Zohar kept her close within his family and rarely did she show up at his events, preferring to stay behind and wait for him to come home. Their relationship was tempestuous, as she did not indulge with him in the drugs to which he was addicted. Instead, she practiced meditation, wanting to share with him the purest version of herself. Zohar was fascinated by her devotion to love, as well as to life itself. But he would eventually tell her this philosophy was not for him. “I believe what you say about this ‘knowledge of self,’ it is the truth, it is love, it is God, but I do not want this. I want everything that is bad, that is not good.”
Zohar Argov was a tortured soul – out of his depth in some ways and ahead of his time in many others. When Zohar sang, he stood straight as a statue. It was as if he was standing alongside himself, humbly admiring the voice that God had given him. He was not at all arrogant, though. Often he would say, “Sorry, I am a human being, only a little human being.”
For all the years that followed since they met until Zohar’s suicide in a jail cell, Barbara would travel back and forth between America and Rishon, desperately needing to be near him, yet unable to bear watching her beloved Zohar bury himself.
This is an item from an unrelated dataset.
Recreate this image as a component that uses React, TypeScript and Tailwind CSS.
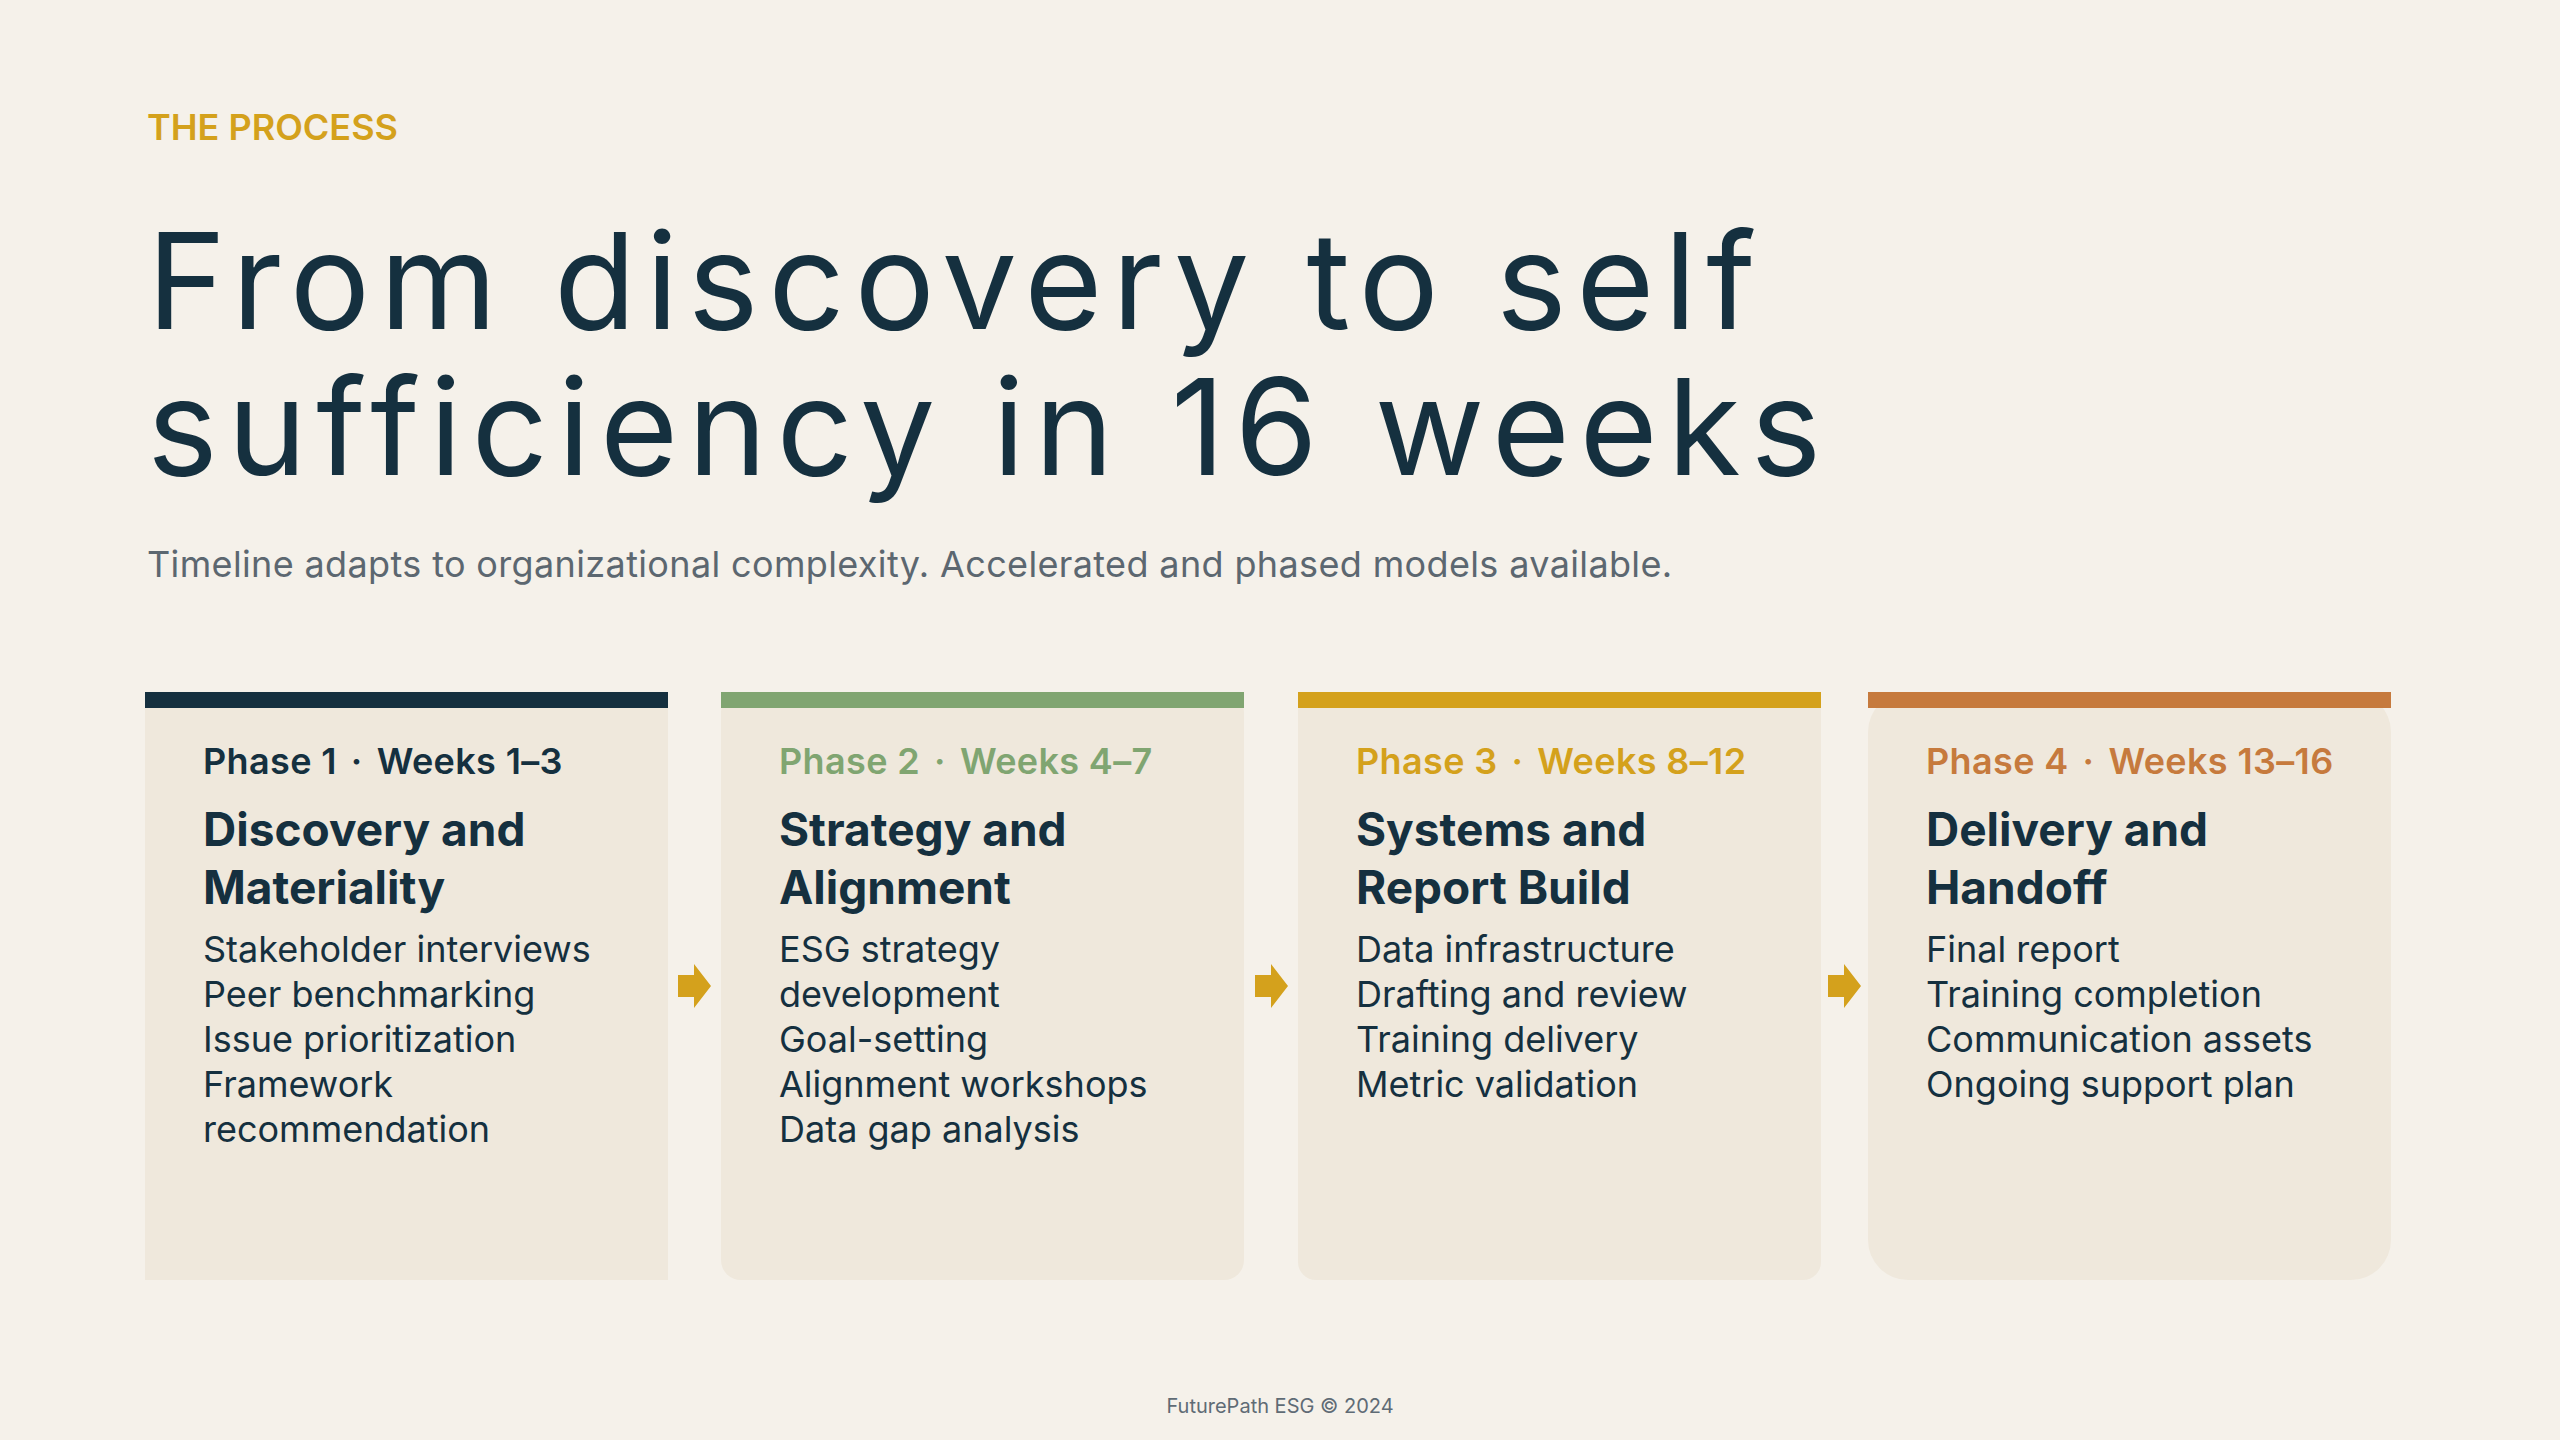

In her fascinating trilogy, Love Seeker, Barbara shares with her readers the intimate details of the turbulent relationship and life she shared with Zohar Argov. In more than 100 pages of parts two and three, she presents a portrait of Zohar known by few, if any, other than herself.
She was also featured in a three-hour documentary, titled Zohar Argov – a Sad and Predictable End, produced for Israeli TV three years ago. The producers and the director traveled from Israel specifically to interview her.
Anyone who thought they knew the enigmatic Zohar Argov may be surprised by how little of himself he actually presented to the world, and may think again about the man known in Israel as “The king of Mizrahi music.”